20キロ圏の避難「不合理」 政府事故調、無用な被ばく指摘へ

 政府の東京電力福島第1原発事故調査・検証委員会(委員長・畑村洋太郎はたむら・ようたろう東京大名誉教授)が近く公表する中間報告で、事故直後に政府が出した「20キロ圏の避難指示」は、一部の住民を放射線量の高い地域に向かわせ、不合理だったと問題点を指摘することが22日、分かった。住民の避難行動の混乱を招いたとみている。

 こうした「無用な被ばく」を避けるのに役立つ予測データが存在したが、経済産業省原子力安全・保安院などは「仮想の計算結果にすぎない」として官邸の危機管理センターに届けず、避難指示の内容を決める判断材料に使われなかったことが問題だとしている。
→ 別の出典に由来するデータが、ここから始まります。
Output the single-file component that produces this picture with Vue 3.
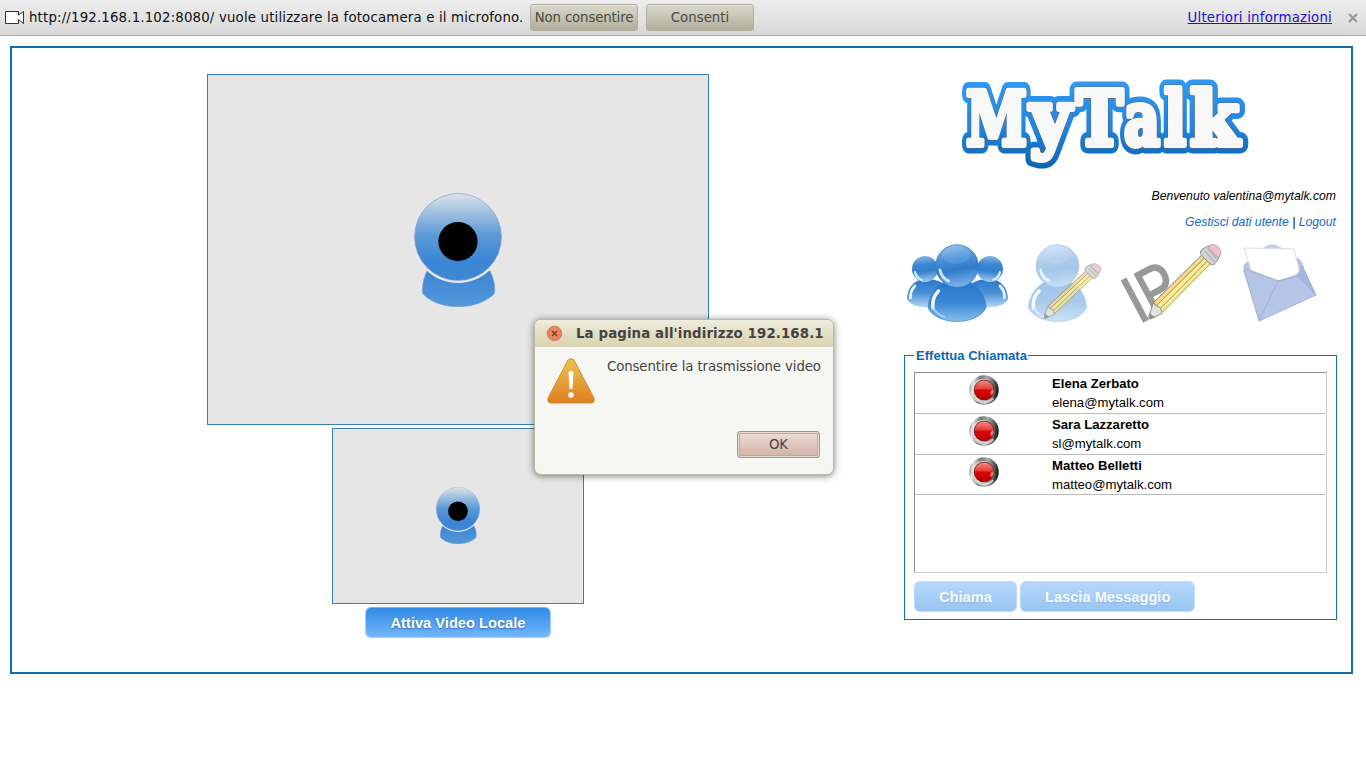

 関係者によると、風向きなどの影響で原発から北西方面に20キロ圏を超えて放射線量の高い地域が広がったが、政府は原発からの距離だけを基準に避難を指示したため、福島県沿岸地域から北西方面に避難した住民は、線量が低い地域から高い地域にあえて向かう結果になった。

 活用されなかったのは、放射性物質の拡散を予測する緊急時迅速放射能影響予測ネットワークシステム(SPEEDI)のデータ。予測された線量は正確ではなかったが、高い地域と低い地域がどこかという点では実際の状況をよく反映しており、避難の参考にできたはずだという。

 事故調の調べによると、事故対策の拠点施設「オフサイトセンター」に設置された緊急時対策支援システム(ERSS)が、地震による停電で機能が停止。原子炉の状況などを福島第1原発から受信したり、SPEEDIへ送信したりできなかった。保安院や文部科学省は、そうした基本データなしに原発から放出される放射性物質を多めに見積もり試算したが、「予測は正確ではなく、誤解を招く」と危機管理センターに報告しなかった。